2 – Ao contrário, poucas coisas tão desprezíveis como o mentiroso. Os romanos, que eram pagãos, marcavam-no com ferro em brasa. Mas não precisa; ele mesmo se marca, e todos o conhecem. E ridicularizam. Facilmente apanhado, cai no descrédito geral. A mentira, por pequena que seja, desacredita quem a profere. Tomemos a sério o amor à verdade, e não mintamos nunca, seja por que for.

3 – Algumas pessoas, principalmente jovens, são dadas a exagerar. Por vários motivos: por vaidade, para se mostrar, para não ficar aquém, para dar mais importância ao que dizem, por excesso de imaginação, por mania de grandeza, etc. O que se chama exagero, em linguagem clara é mentira, naquilo que ultrapassa a realidade. Dominar-se, pois. Aliás, com esses exageros só se consegue o contrário do que se pretende.

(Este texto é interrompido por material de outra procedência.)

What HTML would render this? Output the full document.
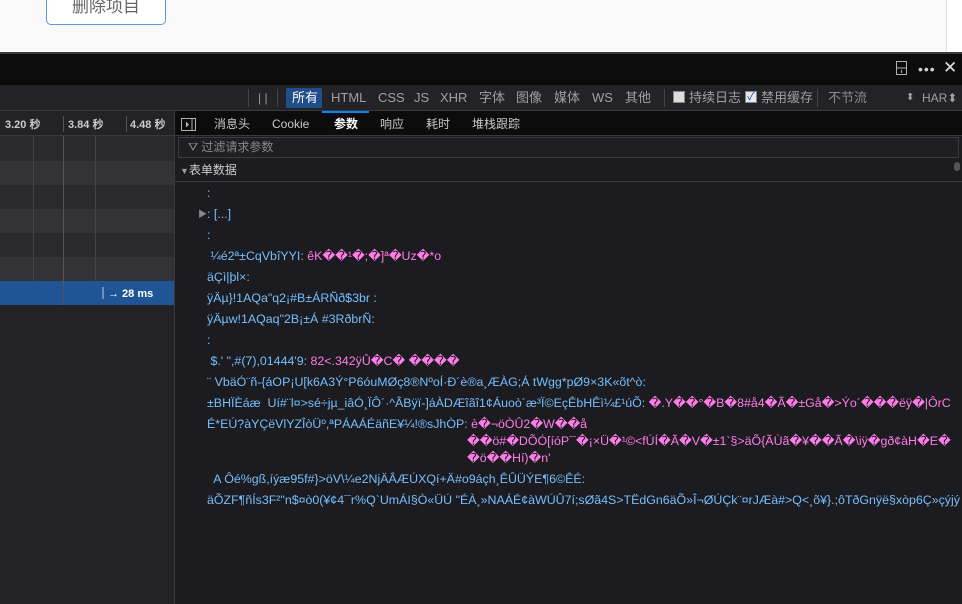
<!DOCTYPE html>
<html><head><meta charset="utf-8"><style>
*{margin:0;padding:0;box-sizing:border-box}
body{width:962px;height:604px;overflow:hidden;background:#1c1b1f;font-family:"Liberation Sans","Noto Sans CJK SC",sans-serif;font-size:12px;color:#b1b1b3;position:relative}
.abs{position:absolute;white-space:nowrap;line-height:16px}
.k{color:#75bfff}.v{color:#ff7de9}
.ln{position:absolute;left:0;white-space:nowrap;font-size:12.4px;line-height:16px}
</style></head><body>
<div class="abs" style="left:0;top:0;width:962px;height:52px;background:#f9f9fa"></div>
<div class="abs" style="left:946px;top:0;width:16px;height:52px;background:#fff;border-left:1px solid #ddd"></div>
<div class="abs" style="left:46px;top:-10px;width:120px;height:35px;border:1px solid #5a9ad8;border-radius:5px;background:#fff;color:#666;font-size:17px;text-align:center;line-height:31px">删除项目</div>
<div class="abs" style="left:0;top:52px;width:962px;height:33px;background:#0c0c0d;border-top:2px solid #38383d"></div>
<svg class="abs" style="left:896px;top:61px" width="12" height="14"><rect x="0.5" y="0.5" width="10" height="13" fill="none" stroke="#b1b1b3"/><line x1="0" y1="7" x2="11" y2="7" stroke="#b1b1b3"/><line x1="5.5" y1="9" x2="5.5" y2="12" stroke="#b1b1b3"/></svg>
<div class="abs" style="left:918px;top:61px;color:#d0d0d0;font-size:14px;letter-spacing:1px">•••</div>
<div class="abs" style="left:943px;top:60px;color:#e0e0e0;font-size:17px">✕</div>
<div class="abs" style="left:0;top:85px;width:962px;height:26px;background:#232327;border-bottom:1px solid #38383d"></div>
<div class="abs" style="left:248px;top:89px;width:1px;height:18px;background:#444"></div>
<div class="abs" style="left:258px;top:90px;color:#999">| |</div>
<div class="abs" style="left:277px;top:89px;width:1px;height:18px;background:#444"></div>
<div class="abs" style="left:286px;top:88px;width:36px;height:20px;background:#204e8a;border-radius:2px"></div>
<div class="abs" style="left:292px;top:90px;color:#fff;font-size:13px">所有</div>
<div class="abs" style="left:331px;top:90px;color:#a0a0a3;font-size:13px">HTML</div>
<div class="abs" style="left:378px;top:90px;color:#a0a0a3;font-size:13px">CSS</div>
<div class="abs" style="left:414px;top:90px;color:#a0a0a3;font-size:13px">JS</div>
<div class="abs" style="left:440px;top:90px;color:#a0a0a3;font-size:13px">XHR</div>
<div class="abs" style="left:479px;top:90px;color:#a0a0a3;font-size:13px">字体</div>
<div class="abs" style="left:516px;top:90px;color:#a0a0a3;font-size:13px">图像</div>
<div class="abs" style="left:554px;top:90px;color:#a0a0a3;font-size:13px">媒体</div>
<div class="abs" style="left:592px;top:90px;color:#a0a0a3;font-size:13px">WS</div>
<div class="abs" style="left:625px;top:90px;color:#a0a0a3;font-size:13px">其他</div>
<div class="abs" style="left:664px;top:89px;width:1px;height:18px;background:#444"></div>
<div class="abs" style="left:673px;top:91px;width:12px;height:12px;background:#ddd;border:1px solid #888"></div>
<div class="abs" style="left:689px;top:90px;color:#a0a0a3;font-size:13px">持续日志</div>
<div class="abs" style="left:745px;top:91px;width:12px;height:12px;background:#e8e8ee;border:1px solid #888;color:#2050a0;font-size:11px;line-height:10px;text-align:center">✓</div>
<div class="abs" style="left:761px;top:90px;color:#a0a0a3;font-size:13px">禁用缓存</div>
<div class="abs" style="left:817px;top:89px;width:1px;height:18px;background:#444"></div>
<div class="abs" style="left:828px;top:90px;color:#8a8a8d;font-size:13px">不节流</div>
<div class="abs" style="left:906px;top:90px;color:#a0a0a3;font-size:10px">⬍</div>
<div class="abs" style="left:922px;top:90px;color:#a0a0a3;font-size:12px">HAR⬍</div>
<!-- left panel -->
<div class="abs" style="left:0;top:111px;width:175px;height:25px;background:#232327;border-bottom:1px solid #38383d"></div>
<div class="abs" style="left:5px;top:117px;color:#ccc;font-size:11px;font-weight:bold">3.20 秒</div>
<div class="abs" style="left:68px;top:117px;color:#ccc;font-size:11px;font-weight:bold">3.84 秒</div>
<div class="abs" style="left:130px;top:117px;color:#ccc;font-size:11px;font-weight:bold">4.48 秒</div>
<div class="abs" style="left:63px;top:116px;width:1px;height:16px;background:#555"></div>
<div class="abs" style="left:126px;top:116px;width:1px;height:16px;background:#555"></div>
<div class="abs" style="left:0;top:136px;width:175px;height:25px;background:#2a2a2e"></div>
<div class="abs" style="left:0;top:161px;width:175px;height:24px;background:#333337"></div>
<div class="abs" style="left:0;top:185px;width:175px;height:24px;background:#2a2a2e"></div>
<div class="abs" style="left:0;top:209px;width:175px;height:24px;background:#333337"></div>
<div class="abs" style="left:0;top:233px;width:175px;height:24px;background:#2a2a2e"></div>
<div class="abs" style="left:0;top:257px;width:175px;height:24px;background:#333337"></div>
<div class="abs" style="left:0;top:281px;width:175px;height:24px;background:#1f5495"></div>
<div class="abs" style="left:0;top:305px;width:175px;height:299px;background:#232327"></div>
<div class="abs" style="left:33px;top:136px;width:1px;height:145px;background:#444"></div>
<div class="abs" style="left:63px;top:136px;width:1px;height:169px;background:#555"></div>
<div class="abs" style="left:95px;top:136px;width:1px;height:145px;background:#444"></div>
<div class="abs" style="left:102px;top:287px;width:2px;height:12px;background:#6a8fc0"></div>
<div class="abs" style="left:108px;top:286px;color:#fff;font-size:11px;font-weight:bold">→ 28 ms</div>
<div class="abs" style="left:174px;top:111px;width:1px;height:493px;background:#38383d"></div>
<!-- tabs -->
<div class="abs" style="left:175px;top:111px;width:787px;height:25px;background:#0c0c0d;border-bottom:1px solid #38383d"></div>
<div class="abs" style="left:322px;top:111px;width:47px;height:2px;background:#0a84ff"></div>
<svg class="abs" style="left:181px;top:118px" width="15" height="13"><rect x="0.5" y="0.5" width="14" height="12" fill="none" stroke="#b1b1b3"/><line x1="11" y1="1" x2="11" y2="12" stroke="#b1b1b3"/><path d="M5 3.5 L8 6.5 L5 9.5Z" fill="#b1b1b3"/></svg>
<div class="abs" style="left:214px;top:116px;color:#c8c8ca;font-size:12px">消息头</div>
<div class="abs" style="left:272px;top:116px;color:#c8c8ca;font-size:12px">Cookie</div>
<div class="abs" style="left:334px;top:116px;color:#fff;font-size:12px;font-weight:bold">参数</div>
<div class="abs" style="left:380px;top:116px;color:#c8c8ca;font-size:12px">响应</div>
<div class="abs" style="left:426px;top:116px;color:#c8c8ca;font-size:12px">耗时</div>
<div class="abs" style="left:472px;top:116px;color:#c8c8ca;font-size:12px">堆栈跟踪</div>
<div class="abs" style="left:178px;top:137px;width:781px;height:21px;background:#1f1f23;border:1px solid #3a3a3f"></div>
<div class="abs" style="left:188px;top:139px;color:#8a8a8d;font-size:12px">⛛ 过滤请求参数</div>
<div class="abs" style="left:175px;top:159px;width:787px;height:23px;border-bottom:1px solid #38383d"></div>
<div class="abs" style="left:180px;top:162px;color:#ccc;font-size:12px"><span style="font-size:9px;color:#999">▼</span>表单数据</div>
<div class="abs" style="left:954px;top:162px;width:6px;height:9px;background:#555;border-radius:3px"></div>
<!-- content -->
<div class="abs" style="left:198px;top:206px;color:#888;font-size:9px">▶</div>
<div class="abs" style="left:207px;top:0;width:760px">
<div class="ln k" style="top:185px">:</div>
<div class="ln k" style="top:206px">: [...]</div>
<div class="ln k" style="top:227px">:</div>
<div class="ln" style="top:248px"><span class="k">&nbsp;¼é2ª±CqVbîYYI: </span><span class="v">êK��¹�;�]ª�Uz�*o</span></div>
<div class="ln k" style="top:269px">äÇì|þl×:</div>
<div class="ln k" style="top:290px">ÿÄµ}!1AQa"q2¡#B±ÁRÑð$3br :</div>
<div class="ln k" style="top:311px">ÿÄµw!1AQaq"2B¡±Á #3RðbrÑ:</div>
<div class="ln k" style="top:332px">:</div>
<div class="ln" style="top:353px"><span class="k">&nbsp;$.' ",#(7),01444'9: </span><span class="v">82&lt;.342ÿÛ�C� ����</span></div>
<div class="ln k" style="top:374px">¨ VbäÓ¨ñ-{áOP¡U[k6A3Ý°P6óuMØç8®NºoÍ·Ð´è®a¸ÆÀG;Á tWgg*pØ9×3K«õt^ò:</div>
<div class="ln" style="top:395px"><span class="k">±BHÏÈáæ&nbsp; Uí#¨l¤&gt;sé÷jµ_iâÓ¸ÏÔ´·^ÂBÿï-]áÀDÆîãî1¢Áuoò´æ³Ï©EçÊbHÊì¼£¹úÕ: </span><span class="v">�.Y��°�B�8#å4�Ã�±Gå�&gt;Ýo´���ëÿ�|ÔrC</span></div>
<div class="ln" style="top:416px"><span class="k">É*EÚ?àYÇëVlYZÎòÜº,ªPÁAÁÉäñE¥¼!®sJhÒP: </span><span class="v">è�¬öÒÛ2�W��å</span></div>
<div class="ln v" style="top:433px;left:260px">��ö#�DÕÓ[íóP¯�¡×Ü�¹©&lt;fÚÍ�Ã�V�±1`§&gt;äÕ{ÃÙã�¥��Ã�\iÿ�gð¢àH�E�</div>
<div class="ln v" style="top:450px;left:260px">�ö��Hí)�n'</div>
<div class="ln k" style="top:471px">&nbsp; A Ôé%gß,íýæ95f#}&gt;öV\¼e2NjÄÂÆÚXQí+Ä#o9áçh¸ÊÛÜÝE¶6©ÊÉ:</div>
<div class="ln k" style="top:492px">äÕZF¶ñÍs3F²"n$¤ò0(¥¢4¯r%Q`UmÁI§Ò«ÜÚ "ÉÀ¸»NAÁÉ¢àWÚÛ7í;sØã4S&gt;TËdGn6äÕ»Î¬ØÚÇk¨¤rJÆà#&gt;Q&lt;¸õ¥}.;ôTðGnÿë§xòp6Ç»çýjý</div>
</div>
</body></html>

4 – Falar a verdade não é dizer tudo que se sabe. A discrição é uma grande virtude. “Não pode falar com acerto quem, de boa mente, não sabe calar”. (Imitação. Ver todo o cap. XX do livro I). Quem muito fala, muito erra – diz o provérbio.

5 – Vício detestável é a bajulação. O justo louvor é, muitas vezes, um estímulo para o bem. Mas o louvor excessivo é sempre prejudicial. Nem se deve louvar muitas vezes, nem além das medidas.

Os aduladores são os piores inimigos, porque ferem louvando. Devemos fugir, por igual, de bajular – porque é uma indignidade – e de ser bajulados – o que nos pode levar à perdição.

6 – Respeitemos sempre a honra e o bom nome do próximo. Há pessoas de uma incrível facilidade a este respeito. Tenhamos cuidado. O melhor é nunca dizer mal de ninguém. Mesmo quando as faltas forem evidentes. Não somos juizes de nossos irmãos. Nem adiantamos nada, dizendo mal; antes agravamos as situações.

7 – Isto não basta. Procuremos julgar e dizer sempre bem do próximo. Toda a gente tem sempre o que elogiar. Quando olharmos para outrem, seja antes procurando o bem que o mal. Quando maledicentes frisarem o mal, apresentemos o bem. Com isto, escaparemos ao pecado e contribuiremos para a correção alheia.